12. Prevent Botrytis Blight
Botrytis blight is grey mould caused by too much humidity. If you discover it early enough, you can just remove it and reduce the humidity level, according to Garden Lovers Club.
13. Prevent Buds From Dropping Off
It’s normal for a Christmas cactus to drop a few buds but to prevent this from becoming a problem, you need to avoid big changes in the plant’s growing conditions. Garden Lovers Club suggests that you keep the soil moist and temperatures and lighting constant.
14. Prevent Spider Mites
Christmas cacti are very resistant to pests but this doesn’t mean they’re immune to attack. Spider mites like dust, so keep your plant clean to keep them away. If they do occur, Gardening Know How suggests you regularly apply an insecticidal soap spray.
15. Remove Mealybugs
Mealybugs are a common pest that can affect your Christmas cactus too.

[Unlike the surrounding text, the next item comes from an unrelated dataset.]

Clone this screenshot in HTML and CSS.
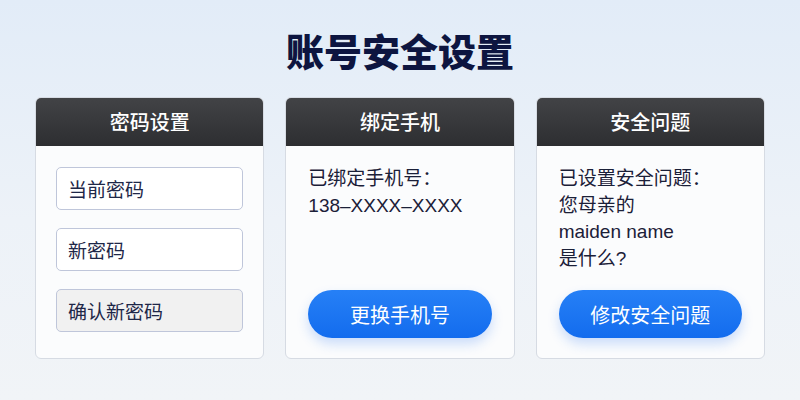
FILE: index.html
```html
<!DOCTYPE html>
<html lang="zh-CN">
<head>
  <meta charset="UTF-8">
  <meta name="viewport" content="width=device-width, initial-scale=1.0">
  <title>账号安全设置</title>
  <link rel="stylesheet" href="styles.css">
</head>
<body>
  <h1 class="page-title">账号安全设置</h1>

  <div class="cards">
    <section class="card">
      <h2 class="card-head">密码设置</h2>
      <div class="card-body">
        <input class="field" type="password" placeholder="当前密码">
        <input class="field" type="password" placeholder="新密码">
        <input class="field field-muted" type="password" placeholder="确认新密码">
      </div>
    </section>

    <section class="card">
      <h2 class="card-head">绑定手机</h2>
      <div class="card-body">
        <p class="info">已绑定手机号：<br>138–XXXX–XXXX</p>
        <button type="button" class="btn">更换手机号</button>
      </div>
    </section>

    <section class="card">
      <h2 class="card-head">安全问题</h2>
      <div class="card-body">
        <p class="info">已设置安全问题：<br>您母亲的<br>maiden name<br>是什么?</p>
        <button type="button" class="btn">修改安全问题</button>
      </div>
    </section>
  </div>
</body>
</html>
```

FILE: styles.css
```css
* { box-sizing: border-box; }
body {
  margin: 0;
  height: 400px;
  overflow: hidden;
  font-family: "Liberation Sans", "Noto Sans CJK SC", sans-serif;
  background: linear-gradient(180deg, #e2ecf8 0%, #edf2f8 55%, #f1f4f7 100%);
  color: #1b2240;
}
.page-title {
  margin: 0;
  padding-top: 26px;
  height: 97px;
  text-align: center;
  font-family: "Noto Sans CJK SC", sans-serif;
  font-size: 38px;
  line-height: 48px;
  font-weight: 900;
  color: #0d1540;
}
.cards {
  display: flex;
  gap: 21px;
  padding: 0 35px;
}
.card {
  flex: 1;
  height: 262px;
  display: flex;
  flex-direction: column;
  background: #fbfcfd;
  border: 1px solid #d6dbe3;
  border-radius: 6px;
  overflow: hidden;
}
.card-head {
  margin: 0;
  height: 48px;
  line-height: 48px;
  text-align: center;
  font-family: "Noto Sans CJK SC", sans-serif;
  font-size: 20px;
  font-weight: 500;
  color: #fff;
  background: linear-gradient(180deg, #424346 0%, #2d2e31 100%);
}
.card-body {
  flex: 1;
  display: flex;
  flex-direction: column;
  padding: 20px 22px 20px;
}
.card-body .field:first-child { margin-top: 1px; }
.field {
  height: 43px;
  margin: 0 -2px 18px;
  padding: 0 11px;
  border: 1px solid #bfc6da;
  border-radius: 5px;
  background: #fff;
  font-family: "Noto Sans CJK SC", sans-serif;
  font-size: 19px;
}
.field::placeholder { color: #1e2748; }
.field-muted { background: #f1f1f1; }
.info {
  margin: 0;
  font-size: 19px;
  line-height: 26.5px;
  color: #1b2038;
}
.btn {
  margin-top: auto;
  height: 48px;
  border: none;
  border-radius: 24px;
  background: linear-gradient(180deg, #2680f6 0%, #136cee 100%);
  box-shadow: 0 6px 12px rgba(30, 110, 240, 0.22);
  color: #fff;
  font-family: "Noto Sans CJK SC", sans-serif;
  font-size: 20px;
  cursor: pointer;
}
```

You can spot an infestation by the cottony masses they leave under the leaves or where leaves and stems join. Gardening Know How says the best way to get rid of them is to pick them off with a toothpick or soft toothbrush.
16. Remove Scale
Scale is an infestation of tiny insects that suck the plant’s juices and leave a waxy covering on the undersides of the leaves and stems. According to Gardening Know How, you can scrape off the waxy substance or use an insecticidal soap spray when scale is in its early stages.
17. Prevent Fungus Gnats
Fungus gnats are annoying little flying insects that are attracted to soggy soil. Don’t water your plant too much and if you do find fungus gnats, Gardening Know How suggests using an insecticidal soap spray. If this doesn’t help, you’ll need to repot the plant.
18. Repot After Blooming
Because your Christmas cactus prefers a snug pot, you only need to repot it every two or three years. The best time to do this, according to Garden Lovers Club, is in spring or early summer, after the plant has bloomed, so it will have enough time to settle before the next blooming season.
19. Prune It
To encourage new growth, you need to prune your Christmas cactus about a month after it has finished blooming. Simply twist the stem between segments and remove the bit that you want to. Garden Lovers Club says you can remove as much as a third of the plant without damaging it.
20. Propagate It
To propagate your Christmas cactus and have new plants, prepare some pots with soil in spring. As you prune your plant, put the pieces that you cut off in new pots, burying at least one section underneath the soil.